Kosovo's declaration of independence dominated news in the Balkans this week. In the first of a two-part series, we look at reactions among Kosovar bloggers.
By Balkanblogs for Southeast European Times - 22/02/08
Bloggers across the Balkans had much to say about Kosovo's declaration of independence and the future of the self-proclaimed state. Among Kosovo bloggers -- as well as many in Albania and the international diaspora -- the mood was largely one of exultation.
Some kept tabs on the list of countries around the world that have offered recognition. Others described the mass celebrations that took place before and after Prime Minister Hashim Thaci read aloud the independence proclamation.
Kushtrim Xhakli, who writes about internet media and technology, is one of Kosovo's best known bloggers. "We had a great party last night," he recounts in a comment originally posted on France 24 Observers. "People never stopped singing. Many were crying with joy, thinking about all we lost in the war. We have fought hard for this independence and we deserve it."

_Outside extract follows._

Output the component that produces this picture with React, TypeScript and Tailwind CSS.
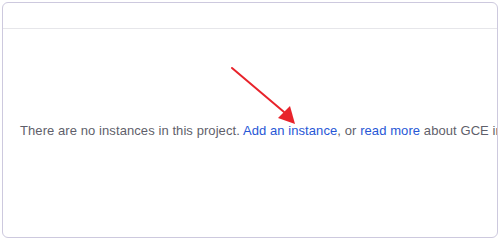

"Of course, Kosovo's economy is not brilliant at the moment. But I'm confident about the future because we have many young people; more than 50% of the country is under 35," Xhakli writes. "They generally speak English, because we've lived eight years under the mandate of the UN, and they're well trained in the domain of new technologies and the internet -- 23% of Albanians have internet access and development is quick. So Albania is an ideal place for industries to use some of their activities. That's what happened in Estonia, which became quite powerful in the new-technology domain after its independence. We can do that too. "
"The foreign media worries a lot about the Serbs in Kosovo being persecuted, but there's no chance that will happen," he continues. "Firstly, because we're not naive. We haven't waited all this time for our independence to throw it all away now, especially when the Serb minority doesn't even pose a problem. Secondly, we signed the Ahtisaari agreement."
In the short term, the new republic faces problems both small and large, from issuing passports to gaining international recognition.
"Good luck in trying to get everyone in the world to write 'Kosova'. It will take time," comments GK. While the independence declaration refers to "Kosova", news agencies and international leaders -- including those who have extended recognition -- continue to use the more widespread form of the name.